Passing the junction of the trail that led further up Butler Fork, we veered to the left - toward Mill-A Basin. Climbing through a semi-riparian area (with a brook babbling to our left) we continued straight up the tributary fork until it began to steepen even more, at which point the trail commenced a series of switchbacks - first on the north side of the ravine, and finally crossing over to the south side. As we ascended, we began to catch glimpses up-canyon that also revealed warm alpenglow on some of the nearby peaks and cliffs. During our climb, we were somewhat surprised to see two others coming down: A woman, followed closely by a man dressed in camouflage and carrying a crossbow: Apparently, they weren't crazy enough to hike in the dark!
We soon arrived at the top of the ridge that separates Butler Fork from Mill-A basin: Dale and Tim went a bit forward - into a grove of quaking aspen - to take in the view and search for some fall color while I continued south along the ridge, on the less-worn trail toward Circle-All peak itself, pausing along the way to look at (and photograph) some of the interplay of light, mist and fog. Arriving at the peak a few minutes before sunset, I was treated to a spectacular sunset, along with eerie views of clouds enveloping some of the nearby mountain peaks.
After a few minutes alone some of the others arrived, starting with Bruce, followed shortly by Dale, Tim and Bryan. Although they were a few minutes too late to see the sunset directly, the final group consisting of Elaine (in the lead,) Ron and Gordon arrived in time to see some of the underlit clouds and their interactions with the mountains.
Even though most of us had wet clothing from the wet leaves, the high humidity retarded evaporation so the 40 degree temperature atop the peak (along with the still air) made it seem a bit warmer than the same temperature did atop Scott's Hill last week. Soon after taking the obligatory group photo(s) we donned our respective jackets and headlamps, wielded our flashlights and started back down in the dark.
We decided to take the descent slowly - partially in deference to Elaine, who was understandably cautious to avoid unnecessary aggravation of her recovering ankle, but also due to our being wary of the many foot-snagging roots and slippery rocks that we knew were present along the trail. One interesting effect of the high humidity, cool temperatures, and lack of wind was that the steam from our breath seemed to move along with us rather than rapidly dissipate - a phenomenon mildly annoying to those of us wearing headlamps who seemed to be in a perpetual bank of self-generated fog!
Without incident, we managed to find our way down the switchbacks, along the stream, across the treacherous traverse of several steep rock faces and cross the slippery log bridge over the stream and back to our vehicles. Shortly after arriving, just as we were starting to doff our gear, someone said "Isn't it about time for the Iridium Flare?" Looking upwards and scanning the sky toward the East-southeast, it was only a minute or so before a satellite hove into view in a cloud-free portion of, growing in brightness and disappearing once again into the moonlit heavens - an welcome bonus to the evening's sights.

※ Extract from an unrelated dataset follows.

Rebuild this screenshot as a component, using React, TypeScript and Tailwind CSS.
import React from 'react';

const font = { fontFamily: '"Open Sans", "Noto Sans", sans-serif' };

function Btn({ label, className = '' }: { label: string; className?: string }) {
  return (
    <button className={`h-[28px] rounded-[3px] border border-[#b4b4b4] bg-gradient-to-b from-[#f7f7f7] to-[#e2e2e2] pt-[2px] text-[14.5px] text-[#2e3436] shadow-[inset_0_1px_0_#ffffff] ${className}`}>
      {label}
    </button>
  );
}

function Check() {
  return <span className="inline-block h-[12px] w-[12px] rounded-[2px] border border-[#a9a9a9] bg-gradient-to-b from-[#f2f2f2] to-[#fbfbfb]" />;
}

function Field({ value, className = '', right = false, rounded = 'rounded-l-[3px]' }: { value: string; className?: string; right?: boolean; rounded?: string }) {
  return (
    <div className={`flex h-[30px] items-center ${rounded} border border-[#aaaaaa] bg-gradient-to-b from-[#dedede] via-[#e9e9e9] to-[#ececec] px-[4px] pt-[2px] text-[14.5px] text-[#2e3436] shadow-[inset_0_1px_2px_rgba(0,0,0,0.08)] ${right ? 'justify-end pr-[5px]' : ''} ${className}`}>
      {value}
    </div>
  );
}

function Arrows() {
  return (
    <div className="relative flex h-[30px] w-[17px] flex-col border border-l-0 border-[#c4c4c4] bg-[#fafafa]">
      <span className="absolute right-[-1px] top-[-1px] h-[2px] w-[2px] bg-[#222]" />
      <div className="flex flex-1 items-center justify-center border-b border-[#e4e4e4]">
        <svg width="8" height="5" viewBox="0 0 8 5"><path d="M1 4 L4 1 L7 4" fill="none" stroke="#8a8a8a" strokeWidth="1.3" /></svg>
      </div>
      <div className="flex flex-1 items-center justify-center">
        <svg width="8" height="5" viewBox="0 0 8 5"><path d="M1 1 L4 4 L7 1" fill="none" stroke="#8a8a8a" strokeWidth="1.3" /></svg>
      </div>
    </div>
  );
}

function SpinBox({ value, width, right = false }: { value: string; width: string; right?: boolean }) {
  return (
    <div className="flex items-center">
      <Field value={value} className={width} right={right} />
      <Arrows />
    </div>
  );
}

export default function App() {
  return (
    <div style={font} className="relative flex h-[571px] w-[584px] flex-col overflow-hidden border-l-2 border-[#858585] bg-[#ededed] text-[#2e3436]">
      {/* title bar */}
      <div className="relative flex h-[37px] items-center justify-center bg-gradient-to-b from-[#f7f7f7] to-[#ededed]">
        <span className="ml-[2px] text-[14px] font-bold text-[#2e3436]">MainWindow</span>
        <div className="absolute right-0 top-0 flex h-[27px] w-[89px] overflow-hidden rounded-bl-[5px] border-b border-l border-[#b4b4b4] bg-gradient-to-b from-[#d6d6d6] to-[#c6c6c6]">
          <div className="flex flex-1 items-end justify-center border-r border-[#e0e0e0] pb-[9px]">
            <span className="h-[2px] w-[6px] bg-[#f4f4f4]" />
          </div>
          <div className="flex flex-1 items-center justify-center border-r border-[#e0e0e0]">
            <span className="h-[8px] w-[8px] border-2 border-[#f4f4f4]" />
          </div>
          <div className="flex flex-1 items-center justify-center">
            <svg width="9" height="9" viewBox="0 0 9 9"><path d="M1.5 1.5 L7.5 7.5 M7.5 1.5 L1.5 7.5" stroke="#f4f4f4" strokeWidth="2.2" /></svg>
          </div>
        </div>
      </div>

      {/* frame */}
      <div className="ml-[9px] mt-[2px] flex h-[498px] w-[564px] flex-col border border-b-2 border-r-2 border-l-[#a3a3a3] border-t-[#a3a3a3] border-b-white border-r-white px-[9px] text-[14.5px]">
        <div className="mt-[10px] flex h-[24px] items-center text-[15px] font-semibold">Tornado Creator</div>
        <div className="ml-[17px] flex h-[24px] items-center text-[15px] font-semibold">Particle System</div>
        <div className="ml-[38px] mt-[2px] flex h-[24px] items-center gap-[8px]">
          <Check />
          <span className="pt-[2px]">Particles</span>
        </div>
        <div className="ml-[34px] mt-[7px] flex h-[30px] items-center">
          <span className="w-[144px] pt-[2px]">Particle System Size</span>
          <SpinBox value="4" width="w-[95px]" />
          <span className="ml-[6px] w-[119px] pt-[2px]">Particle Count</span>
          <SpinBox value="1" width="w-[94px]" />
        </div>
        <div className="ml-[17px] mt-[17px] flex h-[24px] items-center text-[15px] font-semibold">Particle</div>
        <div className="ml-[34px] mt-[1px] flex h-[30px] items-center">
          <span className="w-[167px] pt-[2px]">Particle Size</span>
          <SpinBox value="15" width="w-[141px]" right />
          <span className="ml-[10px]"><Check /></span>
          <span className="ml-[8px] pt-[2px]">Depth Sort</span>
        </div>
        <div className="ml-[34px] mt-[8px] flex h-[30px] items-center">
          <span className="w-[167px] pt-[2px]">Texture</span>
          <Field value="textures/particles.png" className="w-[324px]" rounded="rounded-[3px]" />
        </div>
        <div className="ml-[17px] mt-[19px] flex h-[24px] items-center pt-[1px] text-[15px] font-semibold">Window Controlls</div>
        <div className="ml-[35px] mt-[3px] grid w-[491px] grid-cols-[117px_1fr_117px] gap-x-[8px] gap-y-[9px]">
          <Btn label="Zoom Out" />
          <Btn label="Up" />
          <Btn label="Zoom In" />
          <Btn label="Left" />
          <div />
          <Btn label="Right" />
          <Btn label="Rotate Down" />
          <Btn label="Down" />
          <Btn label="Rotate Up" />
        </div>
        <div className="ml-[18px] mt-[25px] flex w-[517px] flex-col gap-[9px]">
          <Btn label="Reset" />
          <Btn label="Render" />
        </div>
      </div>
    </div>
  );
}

After piling into our cars and wandering back down-canyon, three of us (Gordon, Bruce and I) reconvened at the Belgian Waffle Inn and, as usual, promptly canceled any beneficial effects of the evening's exercise.

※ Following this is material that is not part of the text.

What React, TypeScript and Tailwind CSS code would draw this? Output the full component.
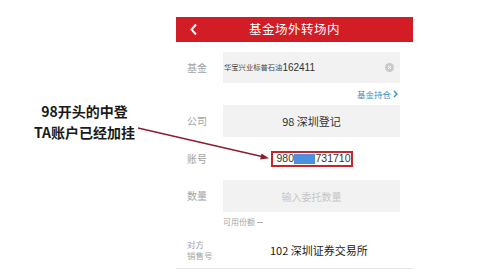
import React from 'react'

const cjk = { fontFamily: '"Noto Sans CJK SC", "Noto Sans", sans-serif' }

function Label({ children }: { children: React.ReactNode }) {
  return (
    <div className="w-[47px] shrink-0 pl-[11px] text-[10px] leading-[12px] text-[#a3a3a3]">
      {children}
    </div>
  )
}

export default function App() {
  return (
    <div className="relative flex h-[271px] w-[500px] overflow-hidden bg-white" style={cjk}>
      {/* annotation */}
      <div className="w-[176px] shrink-0 pr-[7px] pt-[101px] text-center text-[14px] font-bold leading-[21px] text-[#1a1a1a]">
        <div>98开头的中登</div>
        <div>TA账户已经加挂</div>
      </div>

      {/* phone screen */}
      <div className="flex w-[237px] shrink-0 flex-col pt-[17px]">
        <div className="relative flex h-[25px] items-center justify-center bg-[#d21d26]">
          <svg className="absolute left-[13px] top-[6px]" width="10" height="13" viewBox="0 0 10 13">
            <polyline points="7,1.5 2.5,6.5 7,11.5" fill="none" stroke="white" strokeWidth="2" />
          </svg>
          <span className="text-[12.5px] tracking-[0.5px] text-white">基金场外转场内</span>
        </div>

        {/* 基金 */}
        <div className="mt-[10px] flex h-[31px] items-center">
          <Label>基金</Label>
          <div className="flex h-full w-[177px] items-center bg-[#f2f2f2] pl-[1px] pr-[6px]">
            <span className="text-[7.3px] text-[#444]">华宝兴业标普石油</span>
            <span className="text-[10px] text-[#333]" style={{ fontFamily: '"Liberation Sans", sans-serif' }}>162411</span>
            <span className="ml-auto flex h-[9px] w-[9px] items-center justify-center rounded-full bg-[#c9c9c9]">
              <svg width="5" height="5" viewBox="0 0 5 5">
                <path d="M1 1L4 4M4 1L1 4" stroke="white" strokeWidth="1" />
              </svg>
            </span>
          </div>
        </div>

        <div className="flex h-[22px] items-center justify-end pr-[15px] text-[8.5px] text-[#3a8ec8]">
          <span>基金持仓</span>
          <svg className="ml-[2px]" width="5" height="8" viewBox="0 0 5 8">
            <polyline points="1,1 4,4 1,7" fill="none" stroke="#3a8ec8" strokeWidth="1.4" />
          </svg>
        </div>

        {/* 公司 */}
        <div className="flex h-[32px] items-center">
          <Label>公司</Label>
          <div className="flex h-full w-[177px] items-center justify-center bg-[#f2f2f2] text-[11px] text-[#333]">
            98 深圳登记
          </div>
        </div>

        {/* 账号 */}
        <div className="flex h-[43px] items-center">
          <Label>账号</Label>
          <div className="flex w-[177px] justify-center">
            <div className="flex h-[16px] w-[82px] items-center border-2 border-[#c4262e] pl-[4px] text-[10.5px] leading-none text-[#333]" style={{ fontFamily: '"Liberation Sans", sans-serif' }}>
              <span>980</span>
              <span className="h-[10px] w-[28px] bg-[#4a90dc]" />
              <span>731710</span>
            </div>
          </div>
        </div>

        {/* 数量 */}
        <div className="flex h-[32px] items-center">
          <Label>数量</Label>
          <div className="flex h-full w-[177px] items-center justify-center bg-[#f2f2f2] text-[10px] text-[#c6c6c6]">
            输入委托数量
          </div>
        </div>

        <div className="flex h-[20px] items-center pl-[47px] text-[8px] text-[#a8a8a8]">
          可用份额 <span className="ml-[2px] font-bold text-[#888]">--</span>
        </div>

        {/* 对方销售号 */}
        <div className="flex h-[37px] items-center border-b border-[#e6e6e6]">
          <div className="w-[47px] shrink-0 pl-[11px] text-[8.5px] leading-[11px] text-[#a3a3a3]">
            <div>对方</div>
            <div>销售号</div>
          </div>
          <div className="pl-[47px] text-[11px] text-[#222]">102 深圳证券交易所</div>
        </div>
      </div>

      {/* arrow */}
      <svg className="pointer-events-none absolute left-0 top-0" width="500" height="271" viewBox="0 0 500 271">
        <line x1="138" y1="128" x2="264" y2="157" stroke="#8c1c2c" strokeWidth="1.3" />
        <polygon points="269,158.2 261.5,153.6 260.2,159.4" fill="#8c1c2c" />
      </svg>
    </div>
  )
}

Comment: The Iridium flare (from satellite #66) occurred at 21:31:54 MDT on a bearing of 103 degrees (true north reference) and was, according to predictions, a "Daytime Flare" with a magnitude of -6.5 or so at our location. Originally we didn't think that we'd see it, as it was far later than we'd expected to be out and about that evening.
No-one is quite sure of the name's origin, but Gordon mentioned that Circle-All Peak is named after the Circle-All slide area. Where that got it's name is unclear!